The index could be higher today on lower volume. This isn't a sign of accumulation of shares of stock by the big institutional money. Therefore, while you are happy the market's priced closed higher, it's not a sign of demand for stock in the market. It could represent what's called stalling action of the market if it closes higher on lower volume.

The index could be lower today on higher volume. This is bad news for the market. A higher closing price on higher volume means that those big investors are selling more shares than they are buying which is causing the price to fall. This is what is called a distribution day. O'Neil keeps track of these days in the Big Picture column in the Market Pulse feature. Five to seven days of distribution within a few weeks will change the current market outlook or trend downward.

The index could be lower today on lower volume. The is neutral news for the market. While you'd like the market to go up every day, even the strongest markets will take a respite on the rise and so for the most part it doesn't represent either good or bad news really other than it was a down day in price.

Each day, you'll want to review the four indexes to see what the price and volume was for each day and I've started to keep track of it in a spreadsheet.

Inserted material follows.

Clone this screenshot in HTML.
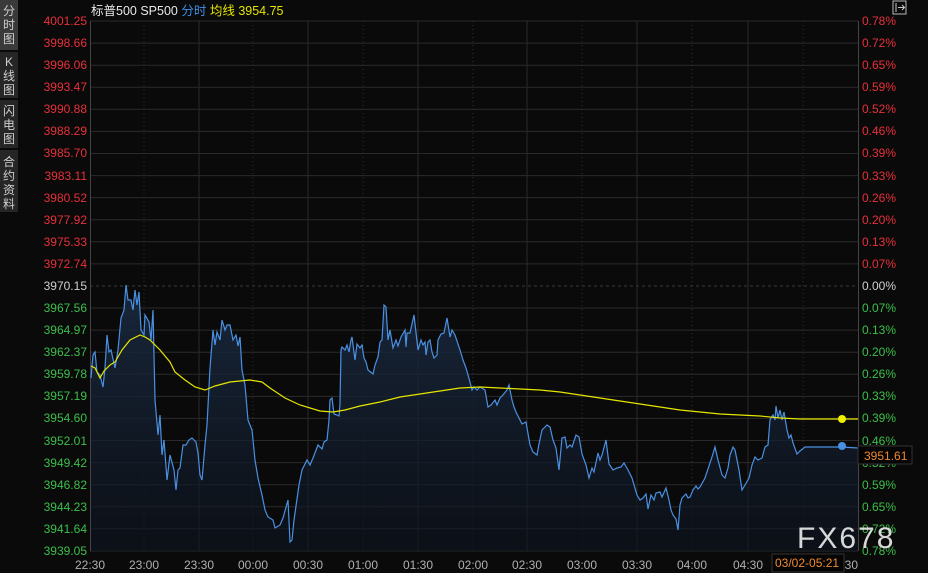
<!DOCTYPE html>
<html><head><meta charset="utf-8"><style>
html,body{margin:0;padding:0;background:#0a0a0a;width:928px;height:573px;overflow:hidden}
body{font-family:"Liberation Sans","Noto Sans CJK SC",sans-serif}
.sb{position:absolute;left:0;width:18px;background:#262626;color:#cfcfcf;font-size:12px;line-height:14px;text-align:center}
</style></head><body>
<div class="sb" style="top:0;height:50px;background:#3a3a3a;padding-top:4px;box-sizing:border-box">分<br>时<br>图</div>
<div class="sb" style="top:52px;height:46px;padding-top:3px;box-sizing:border-box">K<br>线<br>图</div>
<div class="sb" style="top:100px;height:48px;padding-top:4px;box-sizing:border-box">闪<br>电<br>图</div>
<div class="sb" style="top:150px;height:62px;padding-top:5px;box-sizing:border-box">合<br>约<br>资<br>料</div>
<svg width="928" height="573" style="position:absolute;left:0;top:0" font-family="Liberation Sans, Noto Sans CJK SC, sans-serif">
<defs><linearGradient id="g" x1="0" y1="0" x2="0" y2="1"><stop offset="0" stop-color="#1a2a40" stop-opacity="0.9"/><stop offset="1" stop-color="#0d1420" stop-opacity="0.6"/></linearGradient></defs>
<text x="91" y="15" font-size="12.5" fill="#e8e8e8">标普500 SP500 <tspan fill="#3d8fe6">分时</tspan> <tspan fill="#e6e600">均线  3954.75</tspan></text>
<rect x="893" y="1" width="13" height="13" fill="none" stroke="#bbb"/><path d="M896 3v9M898 7.5h6M902 5l2.5 2.5-2.5 2.5" stroke="#ccc" fill="none"/>
<g stroke="#2a2a2a" stroke-width="1">
<path d="M90 21H858M90 43.1H858M90 65.2H858M90 87.2H858M90 109.3H858M90 131.4H858M90 153.5H858M90 175.6H858M90 197.6H858M90 219.7H858M90 241.8H858M90 263.9H858M90 308H858M90 330.1H858M90 352.2H858M90 374.3H858M90 396.4H858M90 418.4H858M90 440.5H858M90 462.6H858M90 484.7H858M90 506.8H858M90 528.8H858M90 551H858"/>
<path d="M90 286H858" stroke-dasharray="3 3" stroke="#3a3a3a"/>
<path d="M199 21V551M308 21V551M418 21V551M527 21V551M637 21V551M748 21V551"/>
<path d="M144 21V551M253 21V551M363 21V551M473 21V551M582 21V551M692 21V551M803 21V551" stroke-dasharray="1 3" stroke="#333"/>
<path d="M90.5 21V551M858.5 21V551" stroke="#444"/>
</g>
<polygon fill="url(#g)" points="91,551 91,378 93,355 95,352 97,372 100,375 103,387 105,368 107,335 109,352 111,350 115,368 118,350 121,318 124,310 126,285 128,300 131,300 133,310 135,290 137,305 139,292 141,330 144,335 145,315 149,322 151,340 153,310 155,400 158,435 160,415 162,455 164,440 167,480 170,455 174,470 176,490 178,470 180,468 183,445 186,445 189,440 192,438 194,440 196,442 198,453 200,475 202,480 205,445 207,425 210,368 213,330 215,345 217,332 220,340 222,320 225,330 227,325 230,325 233,340 236,335 238,346 240,337 242,370 245,385 248,420 252,430 255,460 258,478 262,495 265,510 268,517 273,520 275,528 280,525 283,518 288,500 290,542 292,540 294,520 299,485 302,470 307,460 310,465 313,458 318,445 322,449 324,442 327,440 329,420 330,400 332,398 334,414 337,415 339,416 340,404 341,350 342,347 345,350 347,345 349,352 351,340 352,337 355,360 357,344 360,348 362,345 364,358 366,362 368,370 373,374 375,365 378,357 380,342 382,340 384,305 386,307 388,340 390,330 393,348 396,340 398,346 401,337 405,330 406,347 407,333 410,333 414,315 418,350 421,340 423,345 425,342 426,355 428,342 430,340 432,352 434,358 437,355 438,340 441,334 444,333 447,318 450,337 452,330 455,335 460,350 463,360 466,368 470,382 472,390 474,387 477,390 480,387 485,390 488,407 491,405 495,400 497,405 500,398 503,395 507,390 509,385 512,400 514,407 516,412 519,418 522,424 526,422 530,445 533,452 537,455 539,444 542,430 547,425 550,427 553,440 556,448 559,470 562,438 565,437 567,448 570,445 572,447 576,435 579,437 582,454 586,465 589,478 592,468 594,472 598,453 600,460 602,455 606,440 609,464 613,470 617,468 621,467 624,463 628,470 632,478 637,495 640,500 643,498 646,494 648,509 651,495 654,500 656,493 660,492 662,497 666,488 669,500 671,510 673,515 676,519 678,530 680,505 682,498 686,494 688,498 690,497 693,490 696,486 698,489 700,487 705,478 712,457 715,447 718,460 722,475 725,478 728,468 730,455 733,447 735,450 739,470 742,490 745,485 749,478 752,465 755,457 758,460 762,458 765,447 768,445 770,420 773,415 775,420 776,406 778,418 780,410 782,420 784,412 787,430 789,438 791,435 793,443 797,454 800,451 805,447 842,447 858,448 858,551"/>
<polyline fill="none" stroke="#4a90e2" stroke-width="1.2" points="91,378 93,355 95,352 97,372 100,375 103,387 105,368 107,335 109,352 111,350 115,368 118,350 121,318 124,310 126,285 128,300 131,300 133,310 135,290 137,305 139,292 141,330 144,335 145,315 149,322 151,340 153,310 155,400 158,435 160,415 162,455 164,440 167,480 170,455 174,470 176,490 178,470 180,468 183,445 186,445 189,440 192,438 194,440 196,442 198,453 200,475 202,480 205,445 207,425 210,368 213,330 215,345 217,332 220,340 222,320 225,330 227,325 230,325 233,340 236,335 238,346 240,337 242,370 245,385 248,420 252,430 255,460 258,478 262,495 265,510 268,517 273,520 275,528 280,525 283,518 288,500 290,542 292,540 294,520 299,485 302,470 307,460 310,465 313,458 318,445 322,449 324,442 327,440 329,420 330,400 332,398 334,414 337,415 339,416 340,404 341,350 342,347 345,350 347,345 349,352 351,340 352,337 355,360 357,344 360,348 362,345 364,358 366,362 368,370 373,374 375,365 378,357 380,342 382,340 384,305 386,307 388,340 390,330 393,348 396,340 398,346 401,337 405,330 406,347 407,333 410,333 414,315 418,350 421,340 423,345 425,342 426,355 428,342 430,340 432,352 434,358 437,355 438,340 441,334 444,333 447,318 450,337 452,330 455,335 460,350 463,360 466,368 470,382 472,390 474,387 477,390 480,387 485,390 488,407 491,405 495,400 497,405 500,398 503,395 507,390 509,385 512,400 514,407 516,412 519,418 522,424 526,422 530,445 533,452 537,455 539,444 542,430 547,425 550,427 553,440 556,448 559,470 562,438 565,437 567,448 570,445 572,447 576,435 579,437 582,454 586,465 589,478 592,468 594,472 598,453 600,460 602,455 606,440 609,464 613,470 617,468 621,467 624,463 628,470 632,478 637,495 640,500 643,498 646,494 648,509 651,495 654,500 656,493 660,492 662,497 666,488 669,500 671,510 673,515 676,519 678,530 680,505 682,498 686,494 688,498 690,497 693,490 696,486 698,489 700,487 705,478 712,457 715,447 718,460 722,475 725,478 728,468 730,455 733,447 735,450 739,470 742,490 745,485 749,478 752,465 755,457 758,460 762,458 765,447 768,445 770,420 773,415 775,420 776,406 778,418 780,410 782,420 784,412 787,430 789,438 791,435 793,443 797,454 800,451 805,447 842,447 858,448"/>
<polyline fill="none" stroke="#e6e600" stroke-width="1.2" points="91,366 95,368 100,378 104,371 110,365 115,362 122,350 130,340 140,335 145,337 150,340 160,350 170,362 175,372 185,380 195,387 205,390 215,386 230,382 250,380 262,382 270,388 285,398 300,405 320,411 333,412 345,410 360,406 380,402 400,397 420,394 440,391 460,388 480,387 500,388 520,389 540,390 560,392 580,395 600,398 620,401 640,404 660,407 680,410 700,412 720,414 740,415 760,416 780,418 800,419 858,419"/>
<circle cx="842" cy="419" r="4" fill="#f0f000"/><circle cx="842" cy="446" r="4" fill="#4a90e2"/>
<g font-size="12" text-anchor="end">
<g fill="#e8303a"><text x="87" y="25">4001.25</text><text x="87" y="47">3998.66</text><text x="87" y="69">3996.06</text><text x="87" y="91">3993.47</text><text x="87" y="113">3990.88</text><text x="87" y="135">3988.29</text><text x="87" y="157">3985.70</text><text x="87" y="180">3983.11</text><text x="87" y="202">3980.52</text><text x="87" y="224">3977.92</text><text x="87" y="246">3975.33</text><text x="87" y="268">3972.74</text></g>
<text x="87" y="290" fill="#cfcfcf">3970.15</text>
<g fill="#3cbf4a"><text x="87" y="312">3967.56</text><text x="87" y="334">3964.97</text><text x="87" y="356">3962.37</text><text x="87" y="378">3959.78</text><text x="87" y="400">3957.19</text><text x="87" y="422">3954.60</text><text x="87" y="445">3952.01</text><text x="87" y="467">3949.42</text><text x="87" y="489">3946.82</text><text x="87" y="511">3944.23</text><text x="87" y="533">3941.64</text><text x="87" y="555">3939.05</text></g>
</g>
<g font-size="12">
<g fill="#e8303a"><text x="862" y="25">0.78%</text><text x="862" y="47">0.72%</text><text x="862" y="69">0.65%</text><text x="862" y="91">0.59%</text><text x="862" y="113">0.52%</text><text x="862" y="135">0.46%</text><text x="862" y="157">0.39%</text><text x="862" y="180">0.33%</text><text x="862" y="202">0.26%</text><text x="862" y="224">0.20%</text><text x="862" y="246">0.13%</text><text x="862" y="268">0.07%</text></g>
<text x="862" y="290" fill="#cfcfcf">0.00%</text>
<g fill="#3cbf4a"><text x="862" y="312">0.07%</text><text x="862" y="334">0.13%</text><text x="862" y="356">0.20%</text><text x="862" y="378">0.26%</text><text x="862" y="400">0.33%</text><text x="862" y="422">0.39%</text><text x="862" y="445">0.46%</text><text x="862" y="467">0.52%</text><text x="862" y="489">0.59%</text><text x="862" y="511">0.65%</text><text x="862" y="533">0.72%</text><text x="862" y="555">0.78%</text></g>
</g>
<rect x="858" y="446" width="54" height="18" fill="#050505" stroke="#333"/>
<text x="864" y="460" font-size="12" fill="#f08a30">3951.61</text>
<text x="797" y="548" font-size="30" fill="#e8e8e8" letter-spacing="2" opacity="0.92">FX678</text>
<g font-size="12" fill="#b0b0b0" text-anchor="middle">
<text x="90" y="569">22:30</text><text x="144" y="569">23:00</text><text x="199" y="569">23:30</text><text x="253" y="569">00:00</text><text x="308" y="569">00:30</text><text x="363" y="569">01:00</text><text x="418" y="569">01:30</text><text x="473" y="569">02:00</text><text x="527" y="569">02:30</text><text x="582" y="569">03:00</text><text x="637" y="569">03:30</text><text x="692" y="569">04:00</text><text x="748" y="569">04:30</text><text x="843" y="569">05:30</text>
</g>
<rect x="772" y="554" width="72" height="18" fill="#050505" stroke="#333"/>
<text x="775" y="567" font-size="12" fill="#f08a30">03/02-05:21</text>
</svg>
</body></html>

Inside the paper each day, there is a Current Outook in the Big Picture's Market Pulse. It will have one of the three following outlooks:

  1. Market in a confirmed uptrend - this is the prime stock buying time
  2. Uptrend under pressure - this is the time you would want to not buy and watch your portfolio for possible liquidation
  3. Market in correction - this is the time you want to be on the sidelines

If the market is in a confirmed uptrend, each day you will want to watch carefully for distribution days that might change the current outlook. The same goes for the uptrend under pressure.

If the market is in a correction however, you will change your focus and start looking for accumulation days. The first such accumulation day when the market closes higher on higher volume is an attempted rally. Once the market is attempting to rally, you'll then be watching for the market to confirm the rally with what is called a follow through day. A follow though day is a day when the market closed higher on strong volume.

O'Neil is careful to say that not every confirmed follow through day will lead to a bull market but all have started that way. He suggests that it fails around 25% of the time if I remember right. In any case, many people are critical of his strategy because it isn't 100 percent correct but no strategy is and you'll want to remember carefully watch the market even if you jump back in once the rally is confirmed.

How To Use The IBD To Determine The Direction Of The Stock Market Today


Here's what I do to get a handle on the stock market's direction each and every day.
  1. Go to investors.com and check out what the indexes did today. You can find them at the top of the home page. Blue means and increase and red means a decrease.
  2. Decide for yourself what kind of day each index had -- accumulation or distribution day, attempted rally or follow through day or if today's action is neutral.
  3. Watch the IBD TV Market Wrap video to confirm if you are correct in your analysis and if you were wrong, make a note to remember the reason your wrong in your analysis to get it right the next time.
  4. Read the Big Picture column and check out the Market Pulse which gives you the day's action, current outlook and a distribution day count.
  5. In the second section of the IBD, check the How's The Market page to look at each index again. Pay attention to the accumulation and distribution rating of each index as well as the 200 day moving average.
  6. Once you start getting the hang of it, start keeping a spreadsheet to keep track of it as well.

So that's how I use the IBD to figure out how the stock market did today but more importantly what the overall market trend is. With practice, you'll find that you can do it as well (instead of relying on others who might want to manipulate our investing).